• _Your instructions_
What lines of the data hold the string "this"? Pull each one out.
::: Data section
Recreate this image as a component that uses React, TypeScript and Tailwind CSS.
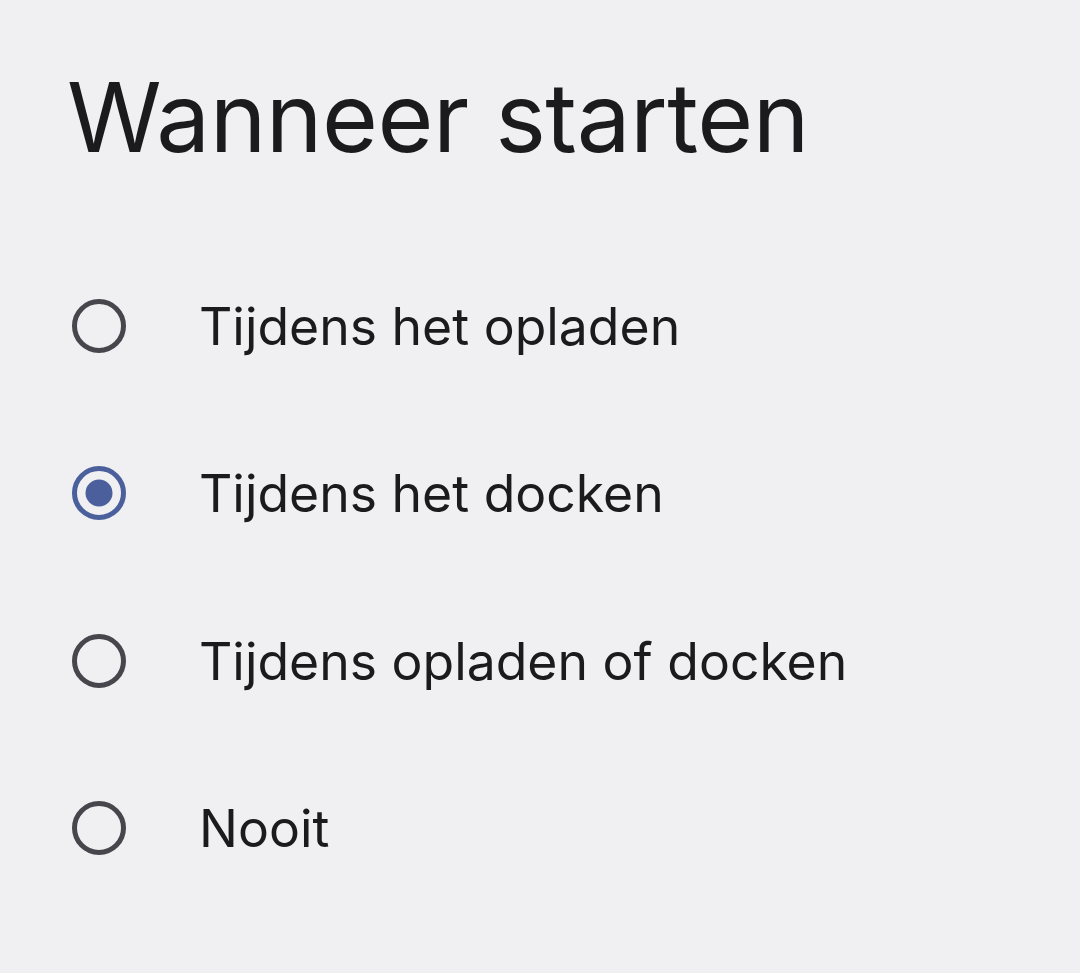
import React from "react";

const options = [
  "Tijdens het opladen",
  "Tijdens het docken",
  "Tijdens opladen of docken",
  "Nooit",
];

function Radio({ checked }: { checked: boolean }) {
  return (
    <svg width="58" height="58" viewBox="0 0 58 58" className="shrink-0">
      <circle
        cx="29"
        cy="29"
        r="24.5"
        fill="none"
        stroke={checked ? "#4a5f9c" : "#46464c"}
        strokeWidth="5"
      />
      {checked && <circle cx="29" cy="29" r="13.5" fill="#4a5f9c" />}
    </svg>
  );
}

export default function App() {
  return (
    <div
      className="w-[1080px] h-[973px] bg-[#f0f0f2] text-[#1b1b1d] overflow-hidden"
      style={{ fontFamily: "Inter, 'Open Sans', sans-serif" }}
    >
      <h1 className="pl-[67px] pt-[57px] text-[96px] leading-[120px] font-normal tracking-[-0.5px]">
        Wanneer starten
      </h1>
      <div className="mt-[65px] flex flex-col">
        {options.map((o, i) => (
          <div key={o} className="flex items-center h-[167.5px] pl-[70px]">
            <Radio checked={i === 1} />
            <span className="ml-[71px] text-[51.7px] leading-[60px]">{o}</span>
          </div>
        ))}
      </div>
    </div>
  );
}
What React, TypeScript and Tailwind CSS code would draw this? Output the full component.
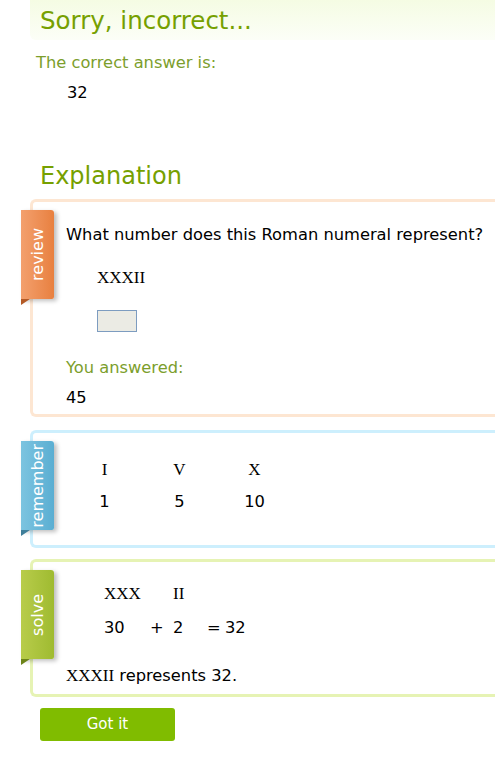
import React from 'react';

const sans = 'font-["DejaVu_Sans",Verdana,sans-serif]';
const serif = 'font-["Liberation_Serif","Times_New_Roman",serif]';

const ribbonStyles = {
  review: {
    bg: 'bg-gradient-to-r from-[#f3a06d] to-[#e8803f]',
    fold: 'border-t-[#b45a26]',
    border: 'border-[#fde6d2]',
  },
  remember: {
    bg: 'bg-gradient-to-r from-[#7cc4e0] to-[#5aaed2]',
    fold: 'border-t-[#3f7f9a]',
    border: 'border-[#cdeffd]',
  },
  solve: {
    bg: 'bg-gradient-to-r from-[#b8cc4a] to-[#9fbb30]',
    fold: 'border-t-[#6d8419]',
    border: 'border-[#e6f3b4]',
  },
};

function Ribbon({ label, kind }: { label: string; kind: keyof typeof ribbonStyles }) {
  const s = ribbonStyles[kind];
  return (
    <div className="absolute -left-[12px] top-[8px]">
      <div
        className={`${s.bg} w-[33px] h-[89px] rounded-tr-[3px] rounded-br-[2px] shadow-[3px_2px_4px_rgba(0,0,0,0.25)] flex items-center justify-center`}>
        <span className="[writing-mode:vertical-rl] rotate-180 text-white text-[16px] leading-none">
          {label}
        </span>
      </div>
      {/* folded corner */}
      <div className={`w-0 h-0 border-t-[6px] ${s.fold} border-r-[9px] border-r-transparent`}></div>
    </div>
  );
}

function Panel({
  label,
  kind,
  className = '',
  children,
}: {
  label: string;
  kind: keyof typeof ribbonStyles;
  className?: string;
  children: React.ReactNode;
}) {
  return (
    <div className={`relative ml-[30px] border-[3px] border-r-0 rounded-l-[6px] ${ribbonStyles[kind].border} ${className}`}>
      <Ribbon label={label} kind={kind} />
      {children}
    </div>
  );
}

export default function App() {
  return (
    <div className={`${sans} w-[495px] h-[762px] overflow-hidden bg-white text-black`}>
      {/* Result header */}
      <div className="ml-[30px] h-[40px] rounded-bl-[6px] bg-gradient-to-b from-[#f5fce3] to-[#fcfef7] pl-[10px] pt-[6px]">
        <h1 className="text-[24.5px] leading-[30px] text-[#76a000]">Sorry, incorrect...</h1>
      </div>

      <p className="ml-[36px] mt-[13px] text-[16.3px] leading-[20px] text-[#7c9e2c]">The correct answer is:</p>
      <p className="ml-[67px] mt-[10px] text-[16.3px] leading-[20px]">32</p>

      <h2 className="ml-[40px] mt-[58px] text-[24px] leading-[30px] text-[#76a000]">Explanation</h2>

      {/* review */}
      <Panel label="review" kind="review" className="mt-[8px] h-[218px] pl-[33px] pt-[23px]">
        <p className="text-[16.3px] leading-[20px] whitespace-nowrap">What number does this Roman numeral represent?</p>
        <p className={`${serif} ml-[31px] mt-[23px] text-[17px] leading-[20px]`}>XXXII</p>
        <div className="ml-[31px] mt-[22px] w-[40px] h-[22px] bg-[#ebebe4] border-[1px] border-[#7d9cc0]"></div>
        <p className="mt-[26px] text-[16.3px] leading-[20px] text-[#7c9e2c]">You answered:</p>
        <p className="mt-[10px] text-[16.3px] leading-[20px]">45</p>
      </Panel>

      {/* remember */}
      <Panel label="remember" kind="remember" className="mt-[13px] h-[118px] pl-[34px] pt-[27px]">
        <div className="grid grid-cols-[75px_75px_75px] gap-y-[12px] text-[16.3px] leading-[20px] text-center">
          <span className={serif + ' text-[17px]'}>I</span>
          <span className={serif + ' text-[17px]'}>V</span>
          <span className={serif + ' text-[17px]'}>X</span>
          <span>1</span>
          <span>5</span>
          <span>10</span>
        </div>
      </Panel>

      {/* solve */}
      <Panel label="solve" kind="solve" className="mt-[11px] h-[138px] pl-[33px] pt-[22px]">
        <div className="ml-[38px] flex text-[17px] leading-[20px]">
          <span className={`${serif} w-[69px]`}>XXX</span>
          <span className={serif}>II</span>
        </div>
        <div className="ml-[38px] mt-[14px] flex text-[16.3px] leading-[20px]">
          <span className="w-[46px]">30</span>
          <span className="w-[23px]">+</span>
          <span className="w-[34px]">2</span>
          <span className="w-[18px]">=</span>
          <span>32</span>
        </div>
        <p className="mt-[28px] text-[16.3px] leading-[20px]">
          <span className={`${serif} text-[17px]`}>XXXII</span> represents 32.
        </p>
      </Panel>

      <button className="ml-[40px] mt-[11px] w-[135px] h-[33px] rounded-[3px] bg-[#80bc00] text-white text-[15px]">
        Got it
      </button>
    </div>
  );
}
::::::
• _Task output_
Recreate this image as a component that uses React, TypeScript and Tailwind CSS.
What React, TypeScript and Tailwind CSS code would draw this? Output the full component.
        <p className="text-[16.3px] leading-[20px] whitespace-nowrap">What number does this Roman numeral represent?</p>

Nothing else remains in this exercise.